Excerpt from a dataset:
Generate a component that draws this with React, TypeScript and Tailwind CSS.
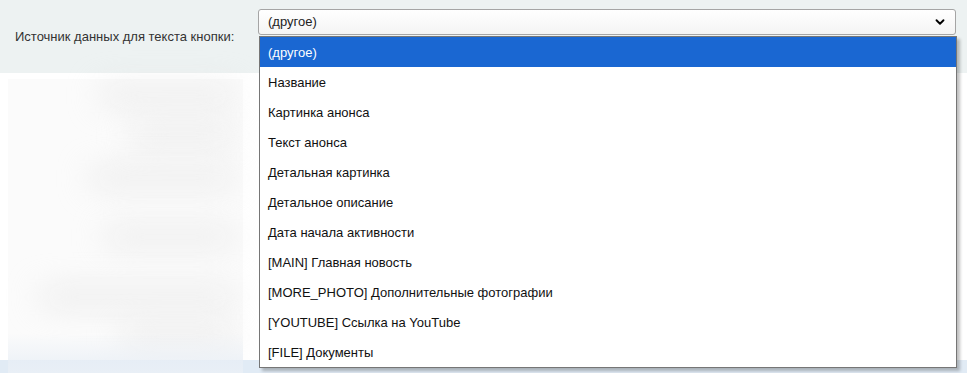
import { ChevronDown } from 'lucide-react';

const OPTIONS = [
  '(другое)',
  'Название',
  'Картинка анонса',
  'Текст анонса',
  'Детальная картинка',
  'Детальное описание',
  'Дата начала активности',
  '[MAIN] Главная новость',
  '[MORE_PHOTO] Дополнительные фотографии',
  '[YOUTUBE] Ссылка на YouTube',
  '[FILE] Документы',
];

// blurred rows behind the open list: [top offset, left x]
const GHOST_ROWS: [number, number][] = [
  [10, 100],
  [50, 130],
  [93, 90],
  [152, 105],
  [212, 40],
  [252, 120],
];

export default function App() {
  return (
    <div className="relative w-[967px] h-[373px] overflow-hidden bg-white font-['Liberation_Sans',Arial,sans-serif] text-[13px]">
      <div className="flex items-start h-[73px] bg-[#edf2f2]">
        <div className="self-center pl-[15px] w-[258px] text-[#333] leading-none">
          Источник данных для текста кнопки:
        </div>
        <div className="mt-[9px] flex items-center justify-between w-[698px] h-[26px] pl-[9px] pr-[8px] rounded-[3px] border border-[#a5a5a5] bg-gradient-to-b from-white to-[#f4f4f4] text-[#222]">
          <span>(другое)</span>
          <ChevronDown className="w-[14px] h-[14px] text-black" strokeWidth={3.2} />
        </div>
      </div>

      <div className="flex pt-[6px] h-[300px]">
        <div className="relative ml-[8px] w-[235px] h-full bg-[#fbfbfb]">
          {GHOST_ROWS.map(([top, left], i) => (
            <div
              key={i}
              className="absolute right-[8px] h-[12px] rounded-full bg-[#e2e2e2] blur-lg"
              style={{ top, left: left - 8 }}
            />
          ))}
        </div>
      </div>
      <div className="absolute left-0 right-0 bottom-0 h-[13px] bg-[#e1ebf5]" />
      <div className="absolute left-[8px] w-[235px] bottom-0 h-[40px] bg-gradient-to-b from-[#fbfbfb]/0 to-[#e9eff6]" />

      <div className="absolute left-[259px] top-[36px] w-[698px] border border-[#767676] bg-white shadow-[3px_3px_3px_rgba(0,0,0,0.25)]">
        {OPTIONS.map((opt, i) => (
          <div
            key={opt}
            className={
              'h-[30px] flex items-center pl-[8px] pt-px ' +
              (i === 0 ? 'bg-[#1a67d2] text-white' : 'text-[#111]')
            }
          >
            {opt}
          </div>
        ))}
      </div>
    </div>
  );
}
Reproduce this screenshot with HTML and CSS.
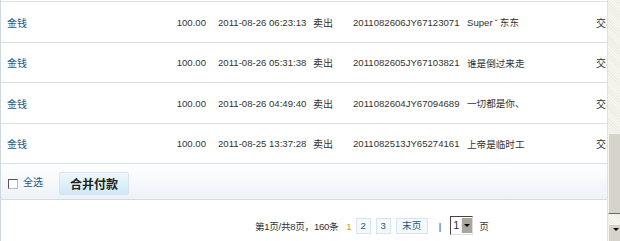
FILE: index.html
```html
<!DOCTYPE html>
<html lang="zh-CN">
<head>
  <meta charset="UTF-8">
  <title>交易记录</title>
  <link rel="stylesheet" href="styles.css">
</head>
<body>
  <div class="frame">
    <div class="panel">
      <div class="records">
        <div class="row">
          <span class="c-name"><a href="#">金钱</a></span>
          <span class="c-amount">100.00</span>
          <span class="c-date">2011-08-26 06:23:13</span>
          <span class="c-type">卖出</span>
          <span class="c-id">2011082606JY67123071</span>
          <span class="c-buyer">Super<span class="tilde">ˇ</span>东东</span>
          <span class="c-status">交易成功</span>
        </div>
        <div class="row">
          <span class="c-name"><a href="#">金钱</a></span>
          <span class="c-amount">100.00</span>
          <span class="c-date">2011-08-26 05:31:38</span>
          <span class="c-type">卖出</span>
          <span class="c-id">2011082605JY67103821</span>
          <span class="c-buyer">谁是倒过来走</span>
          <span class="c-status">交易成功</span>
        </div>
        <div class="row">
          <span class="c-name"><a href="#">金钱</a></span>
          <span class="c-amount">100.00</span>
          <span class="c-date">2011-08-26 04:49:40</span>
          <span class="c-type">卖出</span>
          <span class="c-id">2011082604JY67094689</span>
          <span class="c-buyer">一切都是你、</span>
          <span class="c-status">交易成功</span>
        </div>
        <div class="row">
          <span class="c-name"><a href="#">金钱</a></span>
          <span class="c-amount">100.00</span>
          <span class="c-date">2011-08-25 13:37:28</span>
          <span class="c-type">卖出</span>
          <span class="c-id">2011082513JY65274161</span>
          <span class="c-buyer">上帝是临时工</span>
          <span class="c-status">交易成功</span>
        </div>
      </div>

      <div class="toolbar">
        <label class="select-all"><span class="box"></span>全选</label>
        <button class="merge-btn">合并付款</button>
      </div>

      <div class="pager">
        <span class="summary">第1页/共8页，160条</span>
        <span class="current">1</span>
        <a class="page" href="#">2</a>
        <a class="page" href="#">3</a>
        <a class="page last" href="#">末页</a>
        <span class="sep">|</span>
        <span class="jump"><span class="jump-val">1</span><span class="jump-arrow"></span></span>
        <span class="unit">页</span>
      </div>
    </div>

    <div class="scrollbar">
      <div class="track"></div>
      <div class="thumb"></div>
      <div class="track short"></div>
      <div class="arrow-btn"><span class="arrow-down"></span></div>
    </div>
  </div>
</body>
</html>
```

FILE: styles.css
```css
html, body {
  margin: 0;
  padding: 0;
  background: #fff;
  overflow: hidden;
}
body {
  font-family: "Liberation Sans", Arial, "Noto Sans CJK SC", sans-serif;
  font-size: 9.6px;
  color: #333;
}
.frame {
  display: flex;
  width: 620px;
  height: 241px;
}
.panel {
  width: 606px;
  flex: none;
  border-left: 1px solid #cdd8e2;
  overflow: hidden;
}
.records {
  margin-top: 1px;
  border-top: 1px solid #dbe3ea;
}
.row {
  display: flex;
  align-items: center;
  border-bottom: 1px solid #d6dee6;
  box-sizing: border-box;
  white-space: nowrap;
}
.row:nth-child(odd) { height: 41px; }
.row:nth-child(even) { height: 40px; }
.row > span {
  flex: none;
  box-sizing: border-box;
  overflow: hidden;
}
.row a {
  color: #2b5783;
  text-decoration: none;
  font-size: 10px;
}
.c-name { width: 150px; padding-left: 6px; }
.c-amount { width: 55px; text-align: right; }
.c-date { width: 107px; padding-left: 12px; }
.c-type { width: 40px; font-size: 10px; }
.c-id { width: 114px; }
.c-buyer { width: 129px; }
.c-status { width: 60px; font-size: 10px; }
.tilde { padding: 0 2px; }

.toolbar {
  display: flex;
  align-items: center;
  height: 36px;
  box-sizing: border-box;
  padding: 4px 0 0 7px;
  background: linear-gradient(#ffffff, #edf2f7);
  border-bottom: 1px solid #d3dbe3;
}
.select-all {
  display: flex;
  align-items: center;
  color: #2b5783;
  font-size: 10px;
  margin-top: -4px;
}
.box {
  width: 8px;
  height: 8px;
  border: 1px solid #555;
  border-right-color: #bbb;
  border-bottom-color: #bbb;
  background: #fff;
  margin: 4px 5px 0 0;
}
.merge-btn {
  margin-left: 16px;
  width: 70px;
  height: 23px;
  border: 1px solid #d3e6ef;
  border-radius: 2px;
  background: linear-gradient(#eef8fc, #cfe9f5);
  font-family: "Noto Sans CJK SC", sans-serif;
  font-weight: bold;
  font-size: 12px;
  color: #222;
  padding: 0;
}

.pager {
  display: flex;
  align-items: center;
  height: 52px;
  padding-left: 254px;
  color: #333;
}
.summary { letter-spacing: -0.3px; }
.current {
  color: #d9931b;
  margin: 0 4px 0 8px;
}
.page {
  display: inline-block;
  height: 14px;
  width: 13px;
  text-align: center;
  border: 1px solid #d6e4ee;
  background: #f4f9fc;
  color: #2b5783;
  text-decoration: none;
  margin-right: 5px;
  line-height: 14px;
}
.page.last { width: 30px; }
.sep {
  margin: 0 9px 0 6px;
  color: #333;
}
.jump {
  display: flex;
  align-items: center;
  width: 21px;
  height: 17px;
  border: 1px solid #444;
  border-right-color: #ddd;
  border-bottom-color: #ddd;
  background: #fff;
  font-size: 11px;
  margin-top: -2px;
}
.jump-val { flex: 1; padding-left: 2px; }
.jump-arrow {
  width: 10px;
  height: 15px;
  background: #aaa69e;
  border-left: 1px solid #eee;
  position: relative;
}
.jump-arrow::after {
  content: "";
  position: absolute;
  left: 2px;
  top: 6px;
  border-left: 3px solid transparent;
  border-right: 3px solid transparent;
  border-top: 3px solid #000;
}
.unit { margin-left: 6px; }

.scrollbar {
  width: 14px;
  flex: none;
  display: flex;
  flex-direction: column;
  border-left: 1px solid #e2e0d8;
  background: repeating-linear-gradient(45deg, #eeede6 0 1px, #f6f5f0 1px 2px);
}
.track { height: 138px; }
.track.short { height: 9px; }
.thumb {
  height: 84px;
  background: #d6d3ca;
  border: 1px solid #f4f3ee;
  border-right-color: #6f6c66;
  border-bottom-color: #6f6c66;
  box-sizing: border-box;
}
.arrow-btn {
  height: 14px;
  margin-top: 1px;
  background: #d6d3ca;
  border-top: 1px solid #f4f3ee;
  border-left: 1px solid #f4f3ee;
  display: flex;
  justify-content: center;
  padding-top: 3px;
}
.arrow-down {
  width: 0;
  height: 0;
  border-left: 3px solid transparent;
  border-right: 3px solid transparent;
  border-top: 3px solid #000;
}
```
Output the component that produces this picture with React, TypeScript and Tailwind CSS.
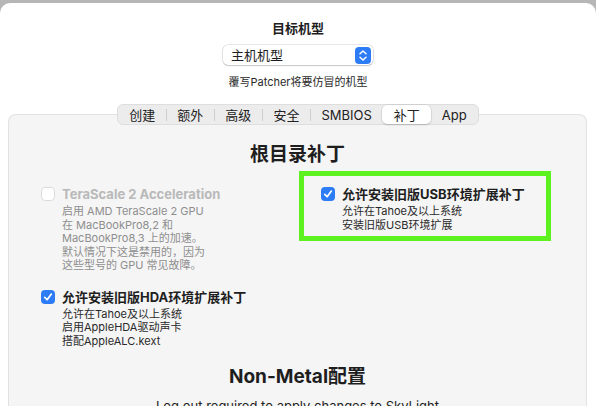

• Task goal: Pull out all lines in the data above that include "with".

• Solution to this task:
Generate a component that draws this with React, TypeScript and Tailwind CSS.
Reproduce this screenshot with HTML and CSS.
Output the component that produces this picture with React, TypeScript and Tailwind CSS.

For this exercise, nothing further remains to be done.